Monday, October 25, 2010

Conceptual Writing, sure, but what is Flarf?

Flarf plays Dionysus to Conceptual Writing’s Apollo. Flarf uses traditional poetic tropes (“taste” and “subjectivity”) and forms (stanza and verse) to turn these conventions inside out. Conceptual Writing rarely “looks” like poetry and uses its own subjectivity to construct a linguistic machine that words may be poured into; it cares little for the outcome. Flarf is hilarious. Conceptual Writing is dry. Flarf is the Land O’Lakes butter squaw; Conceptual Writing is the government’s nutritional label on the box. Flarf is Larry Rivers. Conceptual Writing is Andy Warhol. No matter. They’re two sides of the same coin. Choose your poison and embrace your guilty pleasure.Kenny G .
Also, here's a flarf poem from Katie Degentesh. For a reading of Degentesh's poem see Ryan Fitzpatrick here.

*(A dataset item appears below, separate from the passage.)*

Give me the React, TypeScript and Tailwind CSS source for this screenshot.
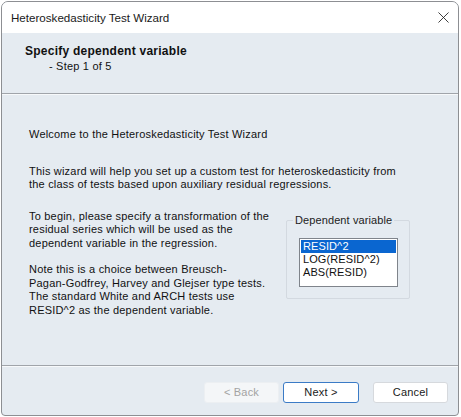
import { X } from 'lucide-react';

const body = "font-['Liberation_Sans',Arial,sans-serif] text-[11px] leading-[13.5px] tracking-[0.2px] text-[#111]";

function WizardButton({ label, primary, disabled, className = '' }: { label: string; primary?: boolean; disabled?: boolean; className?: string }) {
  if (disabled) {
    return (
      <div className={`w-[75px] h-[21px] rounded-[3px] bg-[#f4f6f8] border border-[#eceff2] flex items-center justify-center text-[#a3a3a3] ${className}`}>
        {label}
      </div>
    );
  }
  return (
    <div
      className={`w-[75px] h-[21px] rounded-[3px] bg-white flex items-center justify-center text-[#1a1a1a] ${
        primary ? 'border border-[#3b7bc6]' : 'border border-[#d6d9dd]'
      } ${className}`}
    >
      {label}
    </div>
  );
}

export default function App() {
  return (
    <div className="w-[461px] h-[417px] bg-white pl-[1px] pt-[1px]">
      <div className="w-[458px] h-[415px] border border-[#8d8f93] rounded-t-[7px] rounded-b-[4px] overflow-hidden flex flex-col bg-[#e5ebf1]">
        {/* Title bar */}
        <div className="h-[31px] bg-white flex items-center justify-between pl-[9px] pr-[5px] shrink-0">
          <span className="font-['Liberation_Sans',Arial,sans-serif] text-[11.6px] text-[#1a1a1a]">
            Heteroskedasticity Test Wizard
          </span>
          <X className="w-[19px] h-[19px] text-[#222]" strokeWidth={1.1} />
        </div>

        {/* Header */}
        <div className={`h-[60px] shrink-0 pl-[23px] pt-[12px] ${body}`}>
          <div className="font-bold text-[12px] tracking-[0.25px] text-[#111]">Specify dependent variable</div>
          <div className="pl-[24px] mt-[1px]">- Step 1 of 5</div>
        </div>
        <div className="h-[1px] bg-[#a0a4aa] shrink-0" />
        <div className="h-[1px] bg-[#f7f9fb] shrink-0" />

        {/* Body */}
        <div className={`flex-1 pl-[27px] pt-[33px] ${body}`}>
          <p>Welcome to the Heteroskedasticity Test Wizard</p>
          <p className="mt-[23px]">
            This wizard will help you set up a custom test for heteroskedasticity from
            <br />
            the class of tests based upon auxiliary residual regressions.
          </p>
          <div className="flex mt-[18px]">
            <div className="w-[257px] shrink-0">
              <p>
                To begin, please specify a transformation of the
                <br />
                residual series which will be used as the
                <br />
                dependent variable in the regression.
              </p>
              <p className="mt-[13px]">
                Note this is a choice between Breusch-
                <br />
                Pagan-Godfrey, Harvey and Glejser type tests.
                <br />
                The standard White and ARCH tests use
                <br />
                RESID^2 as the dependent variable.
              </p>
            </div>
            <div className="relative mt-[10px] w-[124px] h-[79px] border border-[#d3d9e0] rounded-[2px]">
              <span className="absolute -top-[7px] left-[6px] px-[2px] bg-[#e5ebf1] text-[#222] tracking-[0.1px]">
                Dependent variable
              </span>
              <div className="absolute left-[12px] top-[17px] w-[99px] h-[49px] border border-[#7f848b] bg-white p-[1px] tracking-[0.1px]">
                <div className="h-[13px] bg-[#0a66d0] text-white pl-[2px] leading-[13px]">RESID^2</div>
                <div className="h-[13px] pl-[2px] leading-[13px]">LOG(RESID^2)</div>
                <div className="h-[13px] pl-[2px] leading-[13px]">ABS(RESID)</div>
              </div>
            </div>
          </div>
        </div>

        <div className="h-[1px] bg-[#a0a4aa] shrink-0" />
        <div className="h-[1px] bg-[#f7f9fb] shrink-0" />

        {/* Buttons */}
        <div className={`h-[48px] shrink-0 flex justify-end items-start pt-[15px] pr-[10px] ${body}`}>
          <WizardButton label="< Back" disabled className="mr-[4px]" />
          <WizardButton label="Next >" primary className="w-[76px] mr-[14px]" />
          <WizardButton label="Cancel" />
        </div>
      </div>
    </div>
  );
}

when Serbs get mad, they talk
about a small town like Grace

Stop laughing; I’m serious
Grace is all I can afford on my nursing home wages

I pity her for the thankless job of building
A nation of Americans conceived in petri dishes.

Whores are disposable.
They get strangled, beaten, tortured, raped ...

in old motels, diners, train stations, or whatever,
and I think about Capri Sun bags when it happens.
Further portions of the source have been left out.